Business 17 June 2026 Daily Monitor (Uganda)
URA gears up to combat fraudulent intra-group charges with new global standards
The Uganda Revenue Authority (URA) is set to adopt updated international transfer pricing guidelines, shifting the focus from simple pricing justification to robust proof of service necessity and benefit. This move is prompted by evolving OECD standards and a significant tax dispute involving Stanbic Bank. Source: https://www.monitor.co.ug/uganda/business/finance/how-ura-plans-to-catch-fake-intra-group-charges-5499920
The Uganda Revenue Authority (URA) is preparing to implement stricter measures against companies inflating charges among their related entities, a practice known as transfer pricing.
This initiative is driven by the impending adoption of updated guidelines from the Organisation for Economic Co-operation and Development (OECD). The core of the new approach requires companies to demonstrate not only that a service was rendered but also that there was a clear business rationale for incurring the cost at the time the service was initiated.

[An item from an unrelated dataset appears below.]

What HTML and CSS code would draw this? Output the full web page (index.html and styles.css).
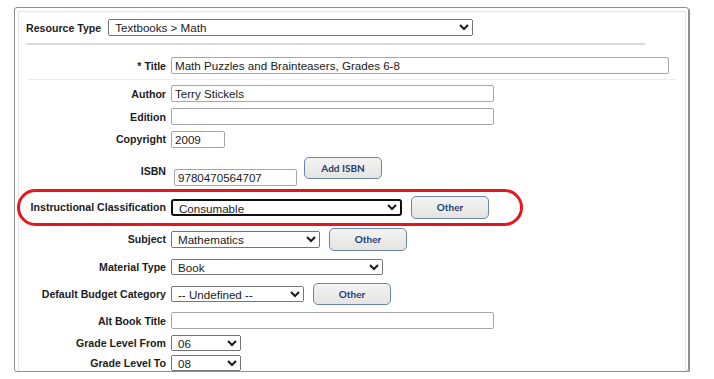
FILE: index.html
```html
<!DOCTYPE html>
<html>
<head>
<meta charset="utf-8">
<link rel="stylesheet" href="styles.css">
</head>
<body>
<div class="panel">
  <div class="inner">
    <div class="top-row">
      <label class="lbl">Resource Type</label>
      <select class="sel sel-resource"><option>Textbooks &gt; Math</option></select>
    </div>
    <div class="rule rule-strong"></div>
    <div class="title-row">
      <label class="lbl lbl-right">* Title</label>
      <input class="txt txt-title" type="text" value="Math Puzzles and Brainteasers, Grades 6-8">
    </div>
    <div class="rule rule-faint"></div>
    <div class="form-grid">
      <label class="lbl lbl-right">Author</label>
      <div class="cell"><input class="txt txt-wide" type="text" value="Terry Stickels"></div>

      <label class="lbl lbl-right">Edition</label>
      <div class="cell"><input class="txt txt-wide" type="text" value=""></div>

      <label class="lbl lbl-right">Copyright</label>
      <div class="cell"><input class="txt txt-year" type="text" value="2009"></div>

      <label class="lbl lbl-right">ISBN</label>
      <div class="cell">
        <input class="txt txt-isbn" type="text" value="9780470564707">
        <button class="btn btn-isbn" type="button">Add ISBN</button>
      </div>

      <label class="lbl lbl-right">Instructional Classification</label>
      <div class="cell">
        <select class="sel sel-instr sel-focus"><option>Consumable</option></select>
        <button class="btn btn-tall" type="button">Other</button>
      </div>

      <label class="lbl lbl-right">Subject</label>
      <div class="cell">
        <select class="sel sel-subject"><option>Mathematics</option></select>
        <button class="btn btn-tall" type="button">Other</button>
      </div>

      <label class="lbl lbl-right">Material Type</label>
      <div class="cell"><select class="sel sel-material"><option>Book</option></select></div>

      <label class="lbl lbl-right">Default Budget Category</label>
      <div class="cell">
        <select class="sel sel-budget"><option>-- Undefined --</option></select>
        <button class="btn" type="button">Other</button>
      </div>

      <label class="lbl lbl-right">Alt Book Title</label>
      <div class="cell"><input class="txt txt-wide" type="text" value=""></div>

      <label class="lbl lbl-right">Grade Level From</label>
      <div class="cell"><select class="sel sel-grade"><option>06</option></select></div>

      <label class="lbl lbl-right">Grade Level To</label>
      <div class="cell"><select class="sel sel-grade"><option>08</option></select></div>
    </div>
    <div class="highlight"></div>
  </div>
</div>
</body>
</html>
```

FILE: styles.css
```css
html, body {
  margin: 0;
  padding: 0;
  background: #ffffff;
}

body {
  font-family: "Liberation Sans", Arial, sans-serif;
  color: #1a1a1a;
}

.panel {
  margin: 7px 0 0 14px;
  width: 675px;
  height: 365px;
  box-sizing: border-box;
  border: 1px solid #8e8e8e;
  border-radius: 3px;
  box-shadow: 1px 1px 0 #8e8e8e;
  padding: 3px 2px 0 3px;
}

.inner {
  position: relative;
  height: 100%;
  box-sizing: border-box;
  border: 1px solid #e4e4e4;
  border-bottom: none;
  padding: 7px 0 0 7px;
}

.lbl {
  font-size: 10.6px;
  font-weight: bold;
  color: #1c1c1c;
  white-space: nowrap;
}

.lbl-right {
  text-align: right;
}

.top-row {
  display: flex;
  align-items: center;
  gap: 7px;
  height: 17px;
}

.rule {
  height: 0;
}

.rule-strong {
  margin-top: 7px;
  width: 619px;
  border-top: 2px solid #d9d9d9;
}

.title-row {
  display: grid;
  grid-template-columns: 140px auto;
  column-gap: 5px;
  align-items: center;
  margin-top: 12px;
  height: 17px;
}

.rule-faint {
  margin-top: 5px;
  margin-left: 2px;
  width: 648px;
  border-top: 1px solid #ececec;
}

.form-grid {
  display: grid;
  grid-template-columns: 140px auto;
  grid-template-rows: 23px 23px 22px 42px 30px 34px 21px 33px 21px 23px 18px;
  column-gap: 5px;
  align-items: center;
  margin-top: 2px;
}

.cell {
  display: flex;
  align-items: center;
}

.txt {
  box-sizing: border-box;
  height: 17px;
  margin: 0;
  padding: 0 3px;
  border: 1px solid #a6a6a6;
  border-radius: 2px;
  font-family: "Liberation Sans", Arial, sans-serif;
  font-size: 11.6px;
  color: #1a1a1a;
  background: #ffffff;
}

.txt-title { width: 498px; }
.txt-wide { width: 323px; }
.txt-year { width: 54px; }
.txt-isbn {
  width: 123px;
  margin: 13px 0 0 3px;
}

.sel {
  box-sizing: border-box;
  height: 16px;
  margin: 0;
  padding: 0 0 0 2px;
  font-family: "Liberation Sans", Arial, sans-serif;
  font-size: 11.6px;
  color: #1a1a1a;
}

.sel-resource { width: 365px; height: 17px; }
.sel-instr { width: 231px; height: 17px; }
.sel-subject { width: 149px; height: 17px; }
.sel-material { width: 212px; }
.sel-budget { width: 133px; }
.sel-grade { width: 70px; }

.sel-focus {
  border: 2px solid #111111;
  border-radius: 3px;
  background-color: #ffffff;
}

.btn {
  box-sizing: border-box;
  width: 78px;
  height: 22px;
  margin: 0 0 0 9px;
  padding: 0;
  border: 1px solid #6a84aa;
  border-radius: 5px;
  background: linear-gradient(#f3f3f1, #e4e4e2);
  font-family: Lato, "Liberation Sans", sans-serif;
  font-size: 10px;
  font-weight: bold;
  color: #1f3c7a;
}

.btn-tall {
  height: 23px;
}

.btn-isbn {
  margin: 0 0 6px 7px;
}

.highlight {
  position: absolute;
  left: -2px;
  top: 177px;
  width: 506px;
  height: 37px;
  box-sizing: border-box;
  border: 3px solid #e5161c;
  border-radius: 19px;
  pointer-events: none;
}
```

This shift represents a significant change from previous practices. Previously, companies could often justify intra-group charges by comparing them to market rates. However, the revised OECD guidelines, which Uganda will automatically adopt due to existing tax regulations referencing them, will demand more rigorous evidence. This includes proving the actual benefit derived from the service and ensuring that costs are allocated based on actual benefit rather than arbitrary splits.
Furthermore, the new framework emphasizes separating distinct functions within a single activity. This means companies can no longer bundle varied services under a single charge; each component must be accounted for individually.
The URA has been strengthening its capacity to handle complex transfer pricing cases. Between 2014 and 2022, the authority utilized cross-border information exchange to recover over Shs259.9 billion, indicating a growing assertiveness in international tax compliance.
A high-profile dispute between Stanbic Bank and its holding company, contesting a Shs117.8 billion assessment related to franchise fees, highlights the importance of these evolving rules. The case revolves around whether the charges represented genuine support or were potentially inflated reimbursements.
Experts note that the revised guidelines place a greater burden of proof on taxpayers to demonstrate the commercial substance and necessity of intercompany transactions, moving away from a sole reliance on documentation. Companies will need to meticulously document their decision-making processes and expected benefits for services before incurring costs.
This proactive approach by the URA, aligned with global best practices, aims to ensure fairer tax contributions from multinational corporations operating within Uganda.